In another book, Anton Pannekoek (1873–1960): Ways of Viewing Science and Society (Amsterdam: Amsterdam University Press, 2019), Tucker’s chapter, “Popularizing the Cosmos: Pedagogies of Science and Society in Anton Pannekoek’s Life and Work,” explores Pannekoek’s efforts to encourage both public and political engagement with astronomy, presenting it as a field that offered opportunities to visualize grand-scale societal progress. “Anton Pannekoek straddled both science and social criticism,” wrote Tucker. “[A]s a scientist, he was concerned with how we can learn about galaxies beyond our capacity to observe; as a socialist, he wondered how we can imagine and bring into being a better future society.”

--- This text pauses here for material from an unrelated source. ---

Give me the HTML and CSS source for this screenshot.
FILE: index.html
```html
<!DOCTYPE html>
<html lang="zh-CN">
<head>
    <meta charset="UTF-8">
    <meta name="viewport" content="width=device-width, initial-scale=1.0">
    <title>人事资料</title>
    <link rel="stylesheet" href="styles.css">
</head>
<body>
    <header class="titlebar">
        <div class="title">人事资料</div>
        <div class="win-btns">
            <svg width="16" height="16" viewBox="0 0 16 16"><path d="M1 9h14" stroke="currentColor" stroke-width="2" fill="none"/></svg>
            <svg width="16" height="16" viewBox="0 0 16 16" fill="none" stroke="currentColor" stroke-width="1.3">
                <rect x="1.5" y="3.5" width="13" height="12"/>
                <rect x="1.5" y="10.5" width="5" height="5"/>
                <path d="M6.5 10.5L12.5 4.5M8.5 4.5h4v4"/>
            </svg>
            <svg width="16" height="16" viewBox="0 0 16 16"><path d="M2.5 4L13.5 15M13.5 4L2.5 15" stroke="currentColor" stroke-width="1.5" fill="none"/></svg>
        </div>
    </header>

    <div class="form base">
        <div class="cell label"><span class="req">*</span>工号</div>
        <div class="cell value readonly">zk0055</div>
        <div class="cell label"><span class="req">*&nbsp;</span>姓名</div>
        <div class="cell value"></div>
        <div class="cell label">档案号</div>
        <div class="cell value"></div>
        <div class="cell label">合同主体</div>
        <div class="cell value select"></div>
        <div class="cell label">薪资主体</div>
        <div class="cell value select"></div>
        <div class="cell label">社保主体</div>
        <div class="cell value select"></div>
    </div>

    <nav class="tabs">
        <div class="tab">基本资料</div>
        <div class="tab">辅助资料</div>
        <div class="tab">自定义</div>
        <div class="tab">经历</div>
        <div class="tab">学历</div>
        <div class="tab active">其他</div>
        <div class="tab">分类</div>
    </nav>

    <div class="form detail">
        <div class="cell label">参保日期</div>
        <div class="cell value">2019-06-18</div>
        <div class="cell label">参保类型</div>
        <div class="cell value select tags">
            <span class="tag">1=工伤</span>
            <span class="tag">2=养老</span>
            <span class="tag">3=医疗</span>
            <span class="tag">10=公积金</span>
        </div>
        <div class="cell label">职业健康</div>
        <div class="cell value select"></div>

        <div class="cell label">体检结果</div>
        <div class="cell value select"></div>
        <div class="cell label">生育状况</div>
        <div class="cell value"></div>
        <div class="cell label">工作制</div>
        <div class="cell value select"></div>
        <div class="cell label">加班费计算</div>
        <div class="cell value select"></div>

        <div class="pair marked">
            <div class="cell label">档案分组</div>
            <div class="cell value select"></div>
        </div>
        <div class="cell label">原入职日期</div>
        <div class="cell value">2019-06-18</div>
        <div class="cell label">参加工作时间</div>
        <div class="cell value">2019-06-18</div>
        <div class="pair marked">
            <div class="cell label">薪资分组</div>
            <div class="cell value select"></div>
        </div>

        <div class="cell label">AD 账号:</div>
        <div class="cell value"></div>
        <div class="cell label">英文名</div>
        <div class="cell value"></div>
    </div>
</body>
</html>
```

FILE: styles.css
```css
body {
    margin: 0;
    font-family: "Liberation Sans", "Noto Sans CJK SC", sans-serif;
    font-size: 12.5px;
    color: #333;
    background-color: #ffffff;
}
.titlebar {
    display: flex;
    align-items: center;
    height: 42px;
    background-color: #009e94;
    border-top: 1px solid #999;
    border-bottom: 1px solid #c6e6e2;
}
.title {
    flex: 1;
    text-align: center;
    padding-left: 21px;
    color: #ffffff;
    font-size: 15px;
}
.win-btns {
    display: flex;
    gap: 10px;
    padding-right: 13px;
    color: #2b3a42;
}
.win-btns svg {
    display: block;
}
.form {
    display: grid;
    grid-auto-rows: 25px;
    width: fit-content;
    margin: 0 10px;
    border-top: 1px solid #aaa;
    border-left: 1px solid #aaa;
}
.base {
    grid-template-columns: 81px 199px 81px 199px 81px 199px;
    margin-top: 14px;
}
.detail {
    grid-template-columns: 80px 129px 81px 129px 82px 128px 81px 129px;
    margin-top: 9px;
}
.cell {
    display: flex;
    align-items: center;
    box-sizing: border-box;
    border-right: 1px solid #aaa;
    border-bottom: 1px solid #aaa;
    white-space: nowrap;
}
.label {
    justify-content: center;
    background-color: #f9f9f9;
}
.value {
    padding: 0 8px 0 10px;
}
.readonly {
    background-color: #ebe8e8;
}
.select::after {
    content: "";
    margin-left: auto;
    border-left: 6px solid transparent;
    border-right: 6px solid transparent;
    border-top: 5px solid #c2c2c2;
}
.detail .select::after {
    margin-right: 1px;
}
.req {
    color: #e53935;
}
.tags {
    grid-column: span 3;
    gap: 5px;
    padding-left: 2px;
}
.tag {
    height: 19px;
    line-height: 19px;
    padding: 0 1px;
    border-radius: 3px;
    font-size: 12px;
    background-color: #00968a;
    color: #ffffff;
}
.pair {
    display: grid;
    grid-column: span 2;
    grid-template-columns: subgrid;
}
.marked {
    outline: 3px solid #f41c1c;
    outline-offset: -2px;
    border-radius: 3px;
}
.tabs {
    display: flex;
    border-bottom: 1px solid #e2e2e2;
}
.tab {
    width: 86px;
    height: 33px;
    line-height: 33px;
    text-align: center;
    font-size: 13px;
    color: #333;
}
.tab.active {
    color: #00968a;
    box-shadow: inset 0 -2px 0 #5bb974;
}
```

In Tucker’s paper, “Dangerous Exposures: Work and Waste in the Victorian Chemical Trade,” published in the spring issue of International Labor and Working-Class History (95), she examines the towns in Britain where the first chemical factories were located in the 1800s in light of the early responses to pollution and its effect on society. Using archival sources, Tucker explores the use of visual imagery in making the connection between workers in the industry, waste disposal, and community health concerns. She writes: “[A]s the figure of the alkali worker entered public discourses in the mid-1890s in the writings and images of middle class reformers, it was waste—material, as well as human—that caught the eyes of reformers by the 1890s. As imagined in powerful words and images, the chemical worker’s body was transformed into an appendage of the industrial apparatus whereby their mental and physical health ‘wasted away’ with the chemical residue.”